From the Turonian age of the Late Cretaceous to the very beginning of the Paleocene, Appalachia was separated from the rest of North America. Because of this, its fauna was isolated, and developed very differently from the tyrannosaur and ceratopsian dominated fauna of the western part of North America, the geologist's "Laramidia". Due to few fossiliferous deposits and many of Appalachia's fossil formations being destroyed by the Pleistocene ice age, little is known about Appalachia. In addition, due to lack of interest in Appalachia, many fossils that have been found in Appalachia lie unstudied and remain in the inaccurate genera to which they were assigned in the days of E.D. Cope and O.C. Marsh. However, a few fossil sites, such as Ellisdale in New Jersey, have given us a glimpse into this forgotten world of paleontology.
In Cretaceous North America, the dominant predators were the tyrannosaurs, huge predatory theropods with proportionately massive heads built for ripping flesh from their prey. Tyrannosaurs were the dominant predators in Appalachia too, but rather than the massive tyrannosaurine tyrannosaurs, the dryptosaurs were the top predators of Appalachia. Rather than developing the huge heads and massive bodies of their kin, dryptosaurs had more in common with the basal tyrannosaurs like Dilong and Eotyrannus, having long arms with three fingers, a more lithe skull and body, and were not as large as the largest tyrannosaurids. Two genera of Appalachian dryptosaurs are known, Dryptosaurus and Appalachiosaurus. Though Ornithomimid bones have been reported from Appalachia, it is now believed that these are the bones of juvenile dryptosaurs.
Another common group of Appalachian dinosaurs were the hadrosaurs.

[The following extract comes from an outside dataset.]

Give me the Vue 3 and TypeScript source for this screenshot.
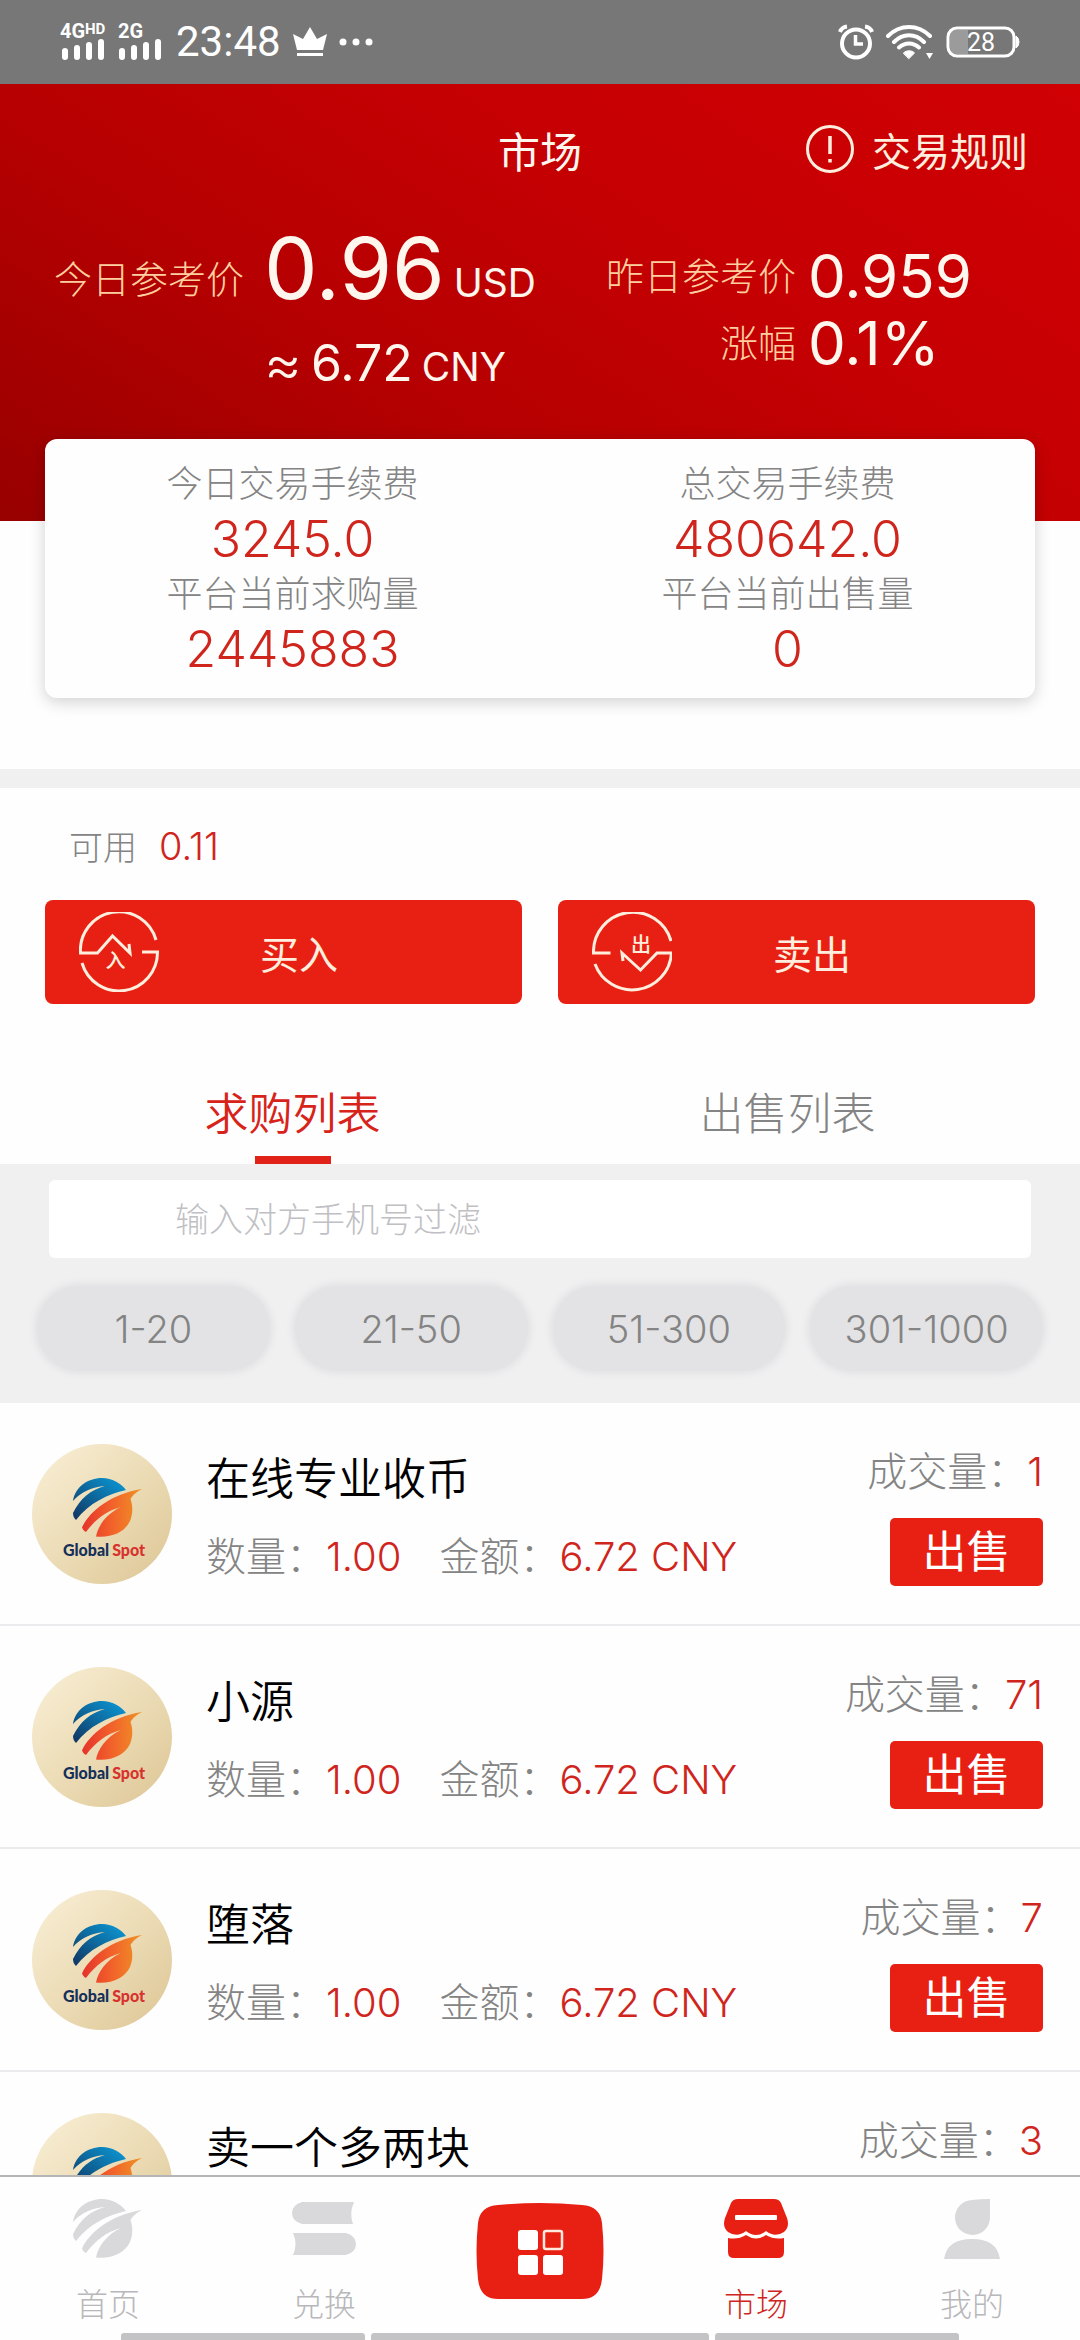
<script setup lang="ts">
import { ref } from 'vue'

interface Offer {
  name: string
  amount: string
  total: string
  deals: number
}

interface Stat {
  label: string
  value: string
}

const stats: Stat[] = [
  { label: '今日交易手续费', value: '3245.0' },
  { label: '总交易手续费', value: '480642.0' },
  { label: '平台当前求购量', value: '2445883' },
  { label: '平台当前出售量', value: '0' },
]

const ranges: string[] = ['1-20', '21-50', '51-300', '301-1000']

const offers: Offer[] = [
  { name: '在线专业收币', amount: '1.00', total: '6.72 CNY', deals: 1 },
  { name: '小源', amount: '1.00', total: '6.72 CNY', deals: 71 },
  { name: '堕落', amount: '1.00', total: '6.72 CNY', deals: 7 },
  { name: '卖一个多两块', amount: '1.00', total: '6.72 CNY', deals: 3 },
]

const lists: string[] = ['求购列表', '出售列表']
const activeList = ref(0)
const phone = ref('')

const globeTop =
  'M41 57C43 43 56 34 70 34C80 34 89 39 94 46C76 50 57 59 44 76C42 74 41 72 41 69C48 55 58 46 73 42C60 43 49 48 41 57Z'
const globeBottom =
  'M110 45C104 48 101 51 98.5 55C101 62 101 70 98 77C93 88 80 94 64 92.5C66 82 74 70 89 63C74 67 64 75 54 88C52 87 51 86 50 83.5C57 68 78 50 110 45Z'
</script>

<template>
  <div class="app">
    <div class="status">
      <svg class="signal" width="104" height="54" viewBox="0 -8 104 54" fill="#fff" aria-hidden="true">
        <text x="0" y="15" class="net">4G</text>
        <text x="25" y="11" class="net-hd">HD</text>
        <text x="58" y="15" class="net">2G</text>
        <rect x="2" y="25" width="6" height="12" rx="3" />
        <rect x="14" y="22" width="6" height="15" rx="3" />
        <rect x="26" y="19" width="6" height="18" rx="3" />
        <rect x="38" y="16" width="6" height="21" rx="3" />
        <rect x="59" y="25" width="6" height="12" rx="3" />
        <rect x="71" y="22" width="6" height="15" rx="3" />
        <rect x="83" y="19" width="6" height="18" rx="3" />
        <rect x="95" y="16" width="6" height="21" rx="3" />
      </svg>
      <span class="time">23:48</span>
      <svg width="34" height="30" viewBox="0 0 34 30" fill="#fff" aria-hidden="true">
        <path d="M0 7L10 12L17 0L24 12L34 7L30 23H4Z" />
        <rect x="4" y="26" width="26" height="3" />
      </svg>
      <svg width="34" height="8" viewBox="0 0 34 8" fill="#fff" aria-hidden="true">
        <circle cx="4" cy="4" r="3.5" />
        <circle cx="17" cy="4" r="3.5" />
        <circle cx="30" cy="4" r="3.5" />
      </svg>
      <div class="status-right">
        <svg width="36" height="36" viewBox="0 0 36 36" fill="none" stroke="#fff" aria-hidden="true">
          <circle cx="18" cy="19.500" r="14" stroke-width="4" />
          <path d="M17.500 11V20H25" stroke-width="3.500" />
          <path d="M2 8C3 5 5 3 9 2.500M34 8C33 5 31 3 27 2.500" stroke-width="4" />
        </svg>
        <svg width="48" height="36" viewBox="0 0 48 36" fill="none" stroke="#fff" stroke-width="4" stroke-linecap="round" aria-hidden="true">
          <path d="M2 12C14 0 32 0 44 12M8 18C17 9 29 9 38 18M13 23.500C19 18 27 18 33 23.500" />
          <path d="M17.500 29C20 26 26 26 28.500 29L23 34.500Z" fill="#fff" stroke-width="1" />
          <path d="M40 29H47L43.500 35Z" fill="#fff" stroke="none" />
        </svg>
        <svg width="74" height="32" viewBox="0 0 74 32" aria-hidden="true">
          <path d="M9 4H22V28H9Q4 28 4 22V10Q4 4 9 4Z" fill="#9b9b9b" />
          <rect x="2" y="2" width="66" height="28" rx="9" fill="none" stroke="#fff" stroke-width="3" />
          <path d="M70 10Q73 12 73 16Q73 20 70 22Z" fill="#fff" stroke="#fff" />
          <text x="35" y="25" text-anchor="middle" class="battery">28</text>
        </svg>
      </div>
    </div>

    <main class="page">
      <header class="hero">
        <div class="title-bar">
          <h1 class="title">市场</h1>
          <a class="rules" href="#rules">
            <svg width="48" height="48" viewBox="0 0 48 48" fill="none" stroke="#ffeedd" aria-hidden="true">
              <circle cx="24" cy="24" r="22.500" stroke-width="3" />
              <path d="M24 11V29M24 34V37.500" stroke-width="3.500" />
            </svg>
            <span>交易规则</span>
          </a>
        </div>
        <div class="prices">
          <div class="today">
            <span class="price-label today-label">今日参考价</span>
            <span class="today-line"><span class="big">0.96</span><span class="unit">USD</span></span>
            <span class="today-cny"><span class="approx">≈</span><span class="mid">6.72</span><span class="unit">CNY</span></span>
          </div>
          <div class="yesterday">
            <span class="price-label">昨日参考价</span>
            <span class="rate">0.959</span>
            <span class="price-label">涨幅</span>
            <span class="rate">0.1%</span>
          </div>
        </div>
      </header>

      <section class="stats">
        <div v-for="stat in stats" :key="stat.label" class="stat">
          <span class="stat-label">{{ stat.label }}</span>
          <span class="stat-value">{{ stat.value }}</span>
        </div>
      </section>

      <section class="trade">
        <p class="available">可用<span class="available-value">0.11</span></p>
        <div class="actions">
          <button type="button" class="action">
            <svg width="80" height="80" viewBox="0 0 80 80" fill="none" stroke="#ffeedd" stroke-width="3" aria-hidden="true">
              <path d="M77 28A38.500 38.500 0 0 0 1.500 41H18.500L33.500 24L51 41L50 32" />
              <path d="M63 40H78.500A38.500 38.500 0 0 1 3 51" />
              <text x="36.500" y="56" text-anchor="middle" class="glyph">入</text>
            </svg>
            <span>买入</span>
          </button>
          <button type="button" class="action">
            <svg width="80" height="80" viewBox="0 0 80 80" fill="none" stroke="#ffeedd" stroke-width="3" aria-hidden="true">
              <path d="M79 29A39.500 39.500 0 0 0 1.500 41H18.500" />
              <path d="M31 49L30 41L48.500 58L65 41H79.500A39.500 39.500 0 0 1 3 52" />
              <text x="49" y="40" text-anchor="middle" class="glyph">出</text>
            </svg>
            <span>卖出</span>
          </button>
        </div>
        <nav class="lists">
          <button
            v-for="(list, i) in lists"
            :key="list"
            type="button"
            class="list-tab"
            :class="{ active: i === activeList }"
            @click="activeList = i"
          >
            {{ list }}
          </button>
        </nav>
      </section>

      <section class="filters">
        <input v-model="phone" class="search" type="text" placeholder="输入对方手机号过滤" aria-label="输入对方手机号过滤" />
        <div class="ranges">
          <button v-for="range in ranges" :key="range" type="button" class="range">{{ range }}</button>
        </div>
      </section>

      <ul class="offers">
        <li v-for="offer in offers" :key="offer.name" class="offer">
          <svg class="avatar" width="140" height="140" viewBox="0 0 140 140" aria-hidden="true">
            <defs>
              <linearGradient id="sand" x1="0" y1="0" x2="1" y2="1">
                <stop offset="0" stop-color="#faf0d8" />
                <stop offset="0.5" stop-color="#ecdcb6" />
                <stop offset="1" stop-color="#dcc594" />
              </linearGradient>
              <linearGradient id="sea" x1="0" y1="1" x2="1" y2="0">
                <stop offset="0" stop-color="#12345f" />
                <stop offset="0.5" stop-color="#0d6a9f" />
                <stop offset="1" stop-color="#0d9bd8" />
              </linearGradient>
              <linearGradient id="fire" x1="0" y1="0.3" x2="1" y2="0.3">
                <stop offset="0" stop-color="#e5322d" />
                <stop offset="0.5" stop-color="#f2622a" />
                <stop offset="1" stop-color="#ee9426" />
              </linearGradient>
            </defs>
            <circle cx="70" cy="70" r="70" fill="url(#sand)" />
            <path :d="globeTop" fill="url(#sea)" />
            <path :d="globeBottom" fill="url(#fire)" />
            <text x="72" y="112" text-anchor="middle" class="brand">
              <tspan fill="#14305a">Global</tspan><tspan dx="3" fill="#d8322f">Spot</tspan>
            </text>
          </svg>
          <div class="info">
            <span class="name">{{ offer.name }}</span>
            <span class="terms">
              <span>数量：<span class="num">{{ offer.amount }}</span></span>
              <span>金额：<span class="num">{{ offer.total }}</span></span>
            </span>
          </div>
          <div class="side">
            <span class="deals">成交量：<span class="num">{{ offer.deals }}</span></span>
            <button type="button" class="sell">出售</button>
          </div>
        </li>
      </ul>
    </main>

    <nav class="tabbar">
      <a class="tab" href="#home">
        <svg width="70" height="60" viewBox="41 34 70 60" fill="#d9d9db" aria-hidden="true">
          <path :d="globeTop" />
          <path :d="globeBottom" />
        </svg>
        <span>首页</span>
      </a>
      <a class="tab" href="#exchange">
        <svg width="64" height="60" viewBox="0 0 64 60" fill="#d9d9db" aria-hidden="true">
          <path d="M10 3H62Q57 14 61 25H10Q0 22 0 14Q0 6 10 3Z" />
          <path d="M1 34H54Q64 37 64 45Q64 53 54 56H1Q6 45 1 34Z" />
        </svg>
        <span>兑换</span>
      </a>
      <a class="tab" href="#apps" aria-label="应用">
        <svg class="center" width="128" height="96" viewBox="0 0 128 96" aria-hidden="true">
          <path d="M22 2Q64 -2 106 2Q124 3 126 20Q129 48 126 76Q124 96 106 96H22Q4 96 2 76Q-1 48 2 20Q4 3 22 2Z" fill="#e82013" />
          <rect x="42" y="27" width="20" height="20" rx="3" fill="#fff" />
          <rect x="42" y="52" width="20" height="20" rx="3" fill="#fff" />
          <rect x="67" y="52" width="20" height="20" rx="3" fill="#fff" />
          <rect x="68" y="28" width="18" height="18" rx="2" fill="none" stroke="#ffe8de" stroke-width="2.500" />
        </svg>
      </a>
      <a class="tab current" href="#market">
        <svg width="64" height="60" viewBox="0 0 64 60" fill="#e82013" aria-hidden="true">
          <path d="M14 0H50Q55 0 57 4L63 19Q66 28 60 33Q51 39 42 32Q32 40 22 32Q13 39 4 33Q-2 28 1 19L7 4Q9 0 14 0Z" />
          <path d="M4 39Q14 41 22 36Q32 43 42 36Q50 41 60 39V53Q60 59 54 59H10Q4 59 4 53Z" />
          <rect x="11" y="16" width="42" height="5" rx="1" fill="#fff" />
        </svg>
        <span>市场</span>
      </a>
      <a class="tab" href="#me">
        <svg width="56" height="60" viewBox="0 0 56 60" fill="#d9d9db" aria-hidden="true">
          <path d="M28 1Q36 0 46 0V18A17.500 17.500 0 1 1 28 1Z" />
          <path d="M0 60Q3 40 28 40Q53 40 56 60Z" />
        </svg>
        <span>我的</span>
      </a>
      <div class="gesture" aria-hidden="true"><i></i><i class="wide"></i><i></i></div>
    </nav>
  </div>
</template>

<style>
body {
  margin: 0;
}
</style>

<style scoped>
.app {
  display: flex;
  flex-direction: column;
  height: 100vh;
  background: #fefefe;
  color: #848484;
  font-family: Inter, "Noto Sans CJK SC", sans-serif;
  font-weight: 300;
}

button,
input {
  margin: 0;
  padding: 0;
  border: 0;
  background: none;
  color: inherit;
  font: inherit;
}

a {
  color: inherit;
  text-decoration: none;
}

svg {
  display: block;
  flex: none;
}

/* Status bar */
.status {
  display: flex;
  flex: none;
  align-items: center;
  gap: 12px;
  height: 84px;
  padding: 0 60px;
  background: #777;
  color: #fff;
  font-family: Roboto, sans-serif;
}

.net {
  font: 700 20px Roboto, sans-serif;
}

.net-hd {
  font: 700 15px Roboto, sans-serif;
}

.battery {
  fill: #fff;
  font: 400 25px Roboto, sans-serif;
}

.time {
  font-size: 42px;
  font-weight: 400;
  line-height: 84px;
}

.status-right {
  display: flex;
  align-items: center;
  gap: 12px;
  margin-left: auto;
}

/* Scrolling page */
.page {
  flex: 1;
  min-height: 0;
  overflow: hidden auto;
  scrollbar-width: none;
}

.hero {
  padding-bottom: 128px;
  background: linear-gradient(33deg, #980000 0%, #b50001 35%, #c60003 65%, #d00003 100%);
  color: #fff7ee;
}

.title-bar {
  display: grid;
  grid-template-columns: 1fr auto 1fr;
  align-items: center;
  height: 130px;
  padding: 0 52px;
}

.title {
  grid-column: 2;
  margin: 0;
  font-size: 42px;
  font-weight: 400;
}

.rules {
  display: flex;
  align-items: center;
  justify-content: flex-end;
  gap: 18px;
  color: #ffeedd;
  font-size: 39px;
  font-weight: 400;
}

.prices {
  display: flex;
  align-items: flex-start;
  justify-content: space-between;
  padding: 15px 108px 0 54px;
}

.today {
  display: grid;
  grid-template-columns: auto auto;
  align-items: end;
  gap: 24px 20px;
}

.price-label {
  color: #ffcf9f;
  font-size: 38px;
  text-align: right;
}

.today-label {
  line-height: 60px;
}

.today-line,
.today-cny {
  display: flex;
  align-items: flex-end;
  gap: 9px;
  font-weight: 400;
}

.today-cny {
  grid-column: 2;
}

.big {
  font-size: 85px;
  line-height: 80px;
}

.mid {
  font-size: 50px;
  line-height: 60px;
}

.approx {
  font-size: 58px;
  font-weight: 300;
  line-height: 60px;
}

.unit {
  font-size: 39px;
  line-height: 52px;
}

.yesterday {
  display: grid;
  grid-template-columns: auto auto;
  align-items: center;
  column-gap: 12px;
  padding-top: 14px;
  line-height: 67px;
}

.rate {
  font-size: 60px;
  font-weight: 400;
}

/* Statistics card */
.stats {
  position: relative;
  display: grid;
  grid-template-columns: 1fr 1fr;
  margin: -82px 45px 71px;
  padding: 18px 0 21px;
  border-radius: 12px;
  background: #fefefe;
  box-shadow: 0 4px 16px rgba(0, 0, 0, 0.18);
}

.stat {
  display: flex;
  flex-direction: column;
  align-items: center;
  line-height: 55px;
}

.stat-label {
  font-size: 36px;
}

.stat-value {
  color: #d0251c;
  font-size: 50px;
}

/* Trading */
.trade {
  padding: 30px 45px 0;
  border-top: 19px solid #f0f0f1;
}

.available {
  margin: 0 0 24px 24px;
  font-size: 34px;
  line-height: 56px;
}

.available-value {
  margin-left: 22px;
  color: #d0251c;
  font-size: 38px;
}

.actions {
  display: grid;
  grid-template-columns: 1fr 1fr;
  gap: 36px;
}

.action {
  display: flex;
  align-items: center;
  gap: 101px;
  height: 104px;
  padding-left: 34px;
  border-radius: 8px;
  background: #e82013;
  color: #ffeedd;
  font-size: 39px;
  font-weight: 400;
}

.glyph {
  fill: #ffeedd;
  stroke: none;
  font: 500 20px "Noto Sans CJK SC", sans-serif;
}

.lists {
  display: grid;
  grid-template-columns: 1fr 1fr;
  margin-top: 68px;
}

.list-tab {
  display: flex;
  flex-direction: column;
  align-items: center;
  font-size: 44px;
  line-height: 84px;
}

.list-tab::after {
  width: 76px;
  height: 8px;
  content: "";
}

.list-tab.active {
  color: #d8231a;
  font-weight: 350;
}

.list-tab.active::after {
  background: #e02218;
}

/* Filters */
.filters {
  padding: 16px 35px 29px;
  background: #f0f0f1;
}

.search {
  display: block;
  box-sizing: border-box;
  width: calc(100% - 28px);
  height: 78px;
  margin: 0 14px 25px;
  padding: 0 126px;
  border-radius: 6px;
  background: #fff;
  font-size: 34px;
}

.search::placeholder {
  color: #c0c0c4;
  opacity: 1;
}

.ranges {
  display: grid;
  grid-template-columns: repeat(4, 1fr);
  gap: 25px;
  padding: 3px 2px;
}

.range {
  height: 85px;
  border-radius: 42px;
  background: #e3e3e5;
  box-shadow: 0 0 6px 3px #e3e3e5;
  font-size: 38px;
}

/* Offer list */
.offers {
  margin: 0;
  padding: 0;
  list-style: none;
}

.offer {
  display: flex;
  align-items: center;
  box-sizing: border-box;
  height: 223px;
  padding: 0 37px 0 32px;
  border-bottom: 2px solid #ebebed;
}

.brand {
  font: 900 16px Lato, sans-serif;
}

.info {
  display: flex;
  flex: 1;
  flex-direction: column;
  gap: 18px;
  margin-left: 34px;
  padding-top: 8px;
  line-height: 60px;
}

.name {
  color: #000;
  font-size: 44px;
  font-weight: 350;
}

.terms {
  display: flex;
  gap: 38px;
  font-size: 40px;
}

.num {
  color: #d0251c;
}

.side {
  display: flex;
  flex-direction: column;
  align-items: flex-end;
  gap: 16px;
}

.deals {
  font-size: 40px;
  line-height: 60px;
}

.sell {
  width: 153px;
  height: 68px;
  border-radius: 5px;
  background: #e82013;
  color: #fff;
  font-size: 44px;
  font-weight: 400;
  line-height: 68px;
}

/* Bottom navigation */
.tabbar {
  position: relative;
  display: grid;
  flex: none;
  grid-template-columns: repeat(5, 1fr);
  height: 163px;
  border-top: 2px solid #b5b5b7;
  background: #fefefe;
}

.tab {
  display: flex;
  flex-direction: column;
  align-items: center;
  gap: 24px;
  padding-top: 22px;
  color: #b8b8bb;
  font-size: 32px;
  line-height: 44px;
}

.current {
  color: #d0251c;
}

.center {
  margin-top: 4px;
}

/* System gesture hints lie over the lower edge of the bar */
.gesture {
  position: absolute;
  right: 0;
  bottom: 0;
  left: 0;
  display: flex;
  justify-content: center;
  gap: 6px;
}

.gesture i {
  width: 244px;
  height: 7px;
  border-radius: 3px 3px 0 0;
  background: #c3c3c5;
}

.gesture .wide {
  width: 338px;
}
</style>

While the fossil record shows a staggering variety of hadrosaur forms in Laramidia, hadrosaur remains for Appalachia show less diversity due to the relative scarcity of fossil beds. Many hadrosaurs are known from Appalachia, however, such as Lophorhothon, Hypsibema, and Hadrosaurus. The hadrosaur Claosaurus, known from a specimen which floated into the Interior Seaway and was found in Kansas, might also be from Appalachia, since it was found closer to the Appalachia side of the seaway and is unknown from Western North America. Hypsibema, over fifty feet long, was the titan among eastern hadrosaurs. The genus likely took the environmental niche occupied by large sauropods in other areas.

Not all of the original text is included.